O governo limitou seu verdadeiro livre provimento -poder escolher qualquer cidadão, servidor público ou não, para ocupar um posto no governo federal- a apenas 32,5% do total de DAS na estrutura do Executivo. Dito de outra forma, o governo Lula retirou de sua absoluta discricionariedade a nomeação de mais de 13.300 cargos.
Dos 520 mil servidores públicos civis na ativa do Poder Executivo, pouco mais de 6.400, ou 1,2%, podem ser livremente indicados para servir ao governo por determinado período sem necessidade de ter passado por concurso público. Ou seja, 98,8% dos cidadãos que ocupam postos de trabalho no Poder Executivo federal são, necessariamente, funcionários públicos de carreira e passaram por concurso público.
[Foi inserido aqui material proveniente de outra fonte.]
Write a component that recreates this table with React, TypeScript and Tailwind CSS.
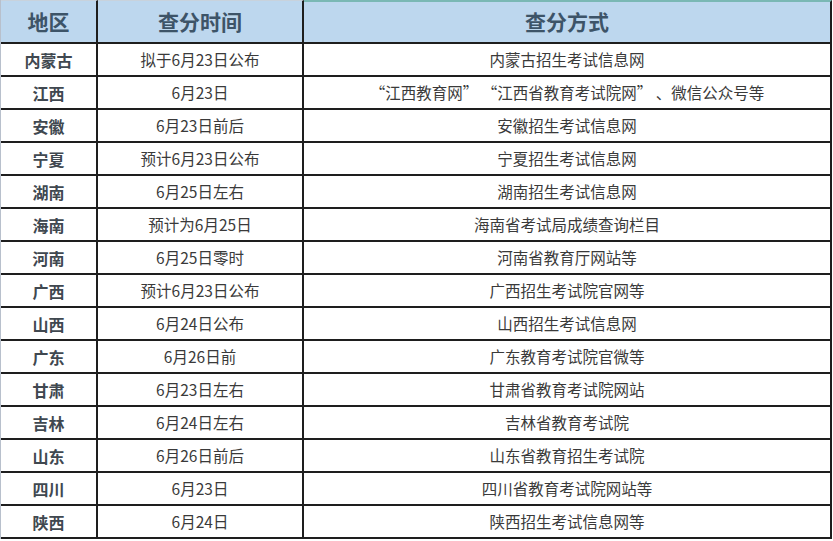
import React from "react";

const rows: [string, string, string][] = [
  ["内蒙古", "拟于6月23日公布", "内蒙古招生考试信息网"],
  ["江西", "6月23日", "“江西教育网” “江西省教育考试院网” 、微信公众号等"],
  ["安徽", "6月23日前后", "安徽招生考试信息网"],
  ["宁夏", "预计6月23日公布", "宁夏招生考试信息网"],
  ["湖南", "6月25日左右", "湖南招生考试信息网"],
  ["海南", "预计为6月25日", "海南省考试局成绩查询栏目"],
  ["河南", "6月25日零时", "河南省教育厅网站等"],
  ["广西", "预计6月23日公布", "广西招生考试院官网等"],
  ["山西", "6月24日公布", "山西招生考试信息网"],
  ["广东", "6月26日前", "广东教育考试院官微等"],
  ["甘肃", "6月23日左右", "甘肃省教育考试院网站"],
  ["吉林", "6月24日左右", "吉林省教育考试院"],
  ["山东", "6月26日前后", "山东省教育招生考试院"],
  ["四川", "6月23日", "四川省教育考试院网站等"],
  ["陕西", "6月24日", "陕西招生考试信息网等"],
];

export default function App() {
  return (
    <div
      className="w-[833px] h-[541px] bg-white overflow-hidden"
      style={{ fontFamily: '"Noto Sans CJK SC", "Noto Sans", sans-serif' }}
    >
      <div className="w-[832px] border-l border-[#b8c0cc]">
        <div className="flex h-[44px] bg-[#bdd7ee] border-b-2 border-[#1e1e1e] text-[21px] font-bold text-[#3d5468]">
          <div className="w-[97px] shrink-0 border-r-2 border-[#1e1e1e] border-t border-t-[#c8d2dc] flex items-center justify-center">
            地区
          </div>
          <div className="w-[206px] shrink-0 border-r-2 border-[#1e1e1e] border-t border-t-[#c8d2dc] flex items-center justify-center">
            查分时间
          </div>
          <div className="flex-1 border-r-2 border-[#1e1e1e] border-t-2 border-t-[#7ab8b4] flex items-center justify-center">
            查分方式
          </div>
        </div>
        {rows.map((r, i) => (
          <div key={i} className="flex h-[33px] border-b-2 border-[#1e1e1e] text-[#3a3a3a]">
            <div className="w-[97px] shrink-0 border-r-2 border-[#1e1e1e] flex items-center justify-center text-[16px] font-bold text-[#404850]">
              {r[0]}
            </div>
            <div className="w-[206px] shrink-0 border-r-2 border-[#1e1e1e] flex items-center justify-center text-[15.5px]">
              {r[1]}
            </div>
            <div className="flex-1 border-r-2 border-[#1e1e1e] flex items-center justify-center text-[15.5px] whitespace-pre">
              {r[2]}
            </div>
          </div>
        ))}
      </div>
    </div>
  );
}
Em qualquer democracia há cargos na estrutura do Poder Executivo que são de livre provimento -a ciência política produziu inúmeros estudos mostrando o impacto que mudanças nesses postos causam nas atuações das burocracias. Ao fim de uma eleição, o partido vitorioso indica pessoas para cargos-chave afinadas com o projeto político vencedor com vistas a executar os compromissos assumidos com os eleitores na campanha.
Negar esse direito é não querer que a população possa interferir nos rumos das políticas públicas. É negar a própria política.


FÁBIO KERCHE, 35, doutor em ciência política pela USP e pesquisador da Fundação Casa de Rui Barbosa (RJ), é assessor da presidência do BNDES.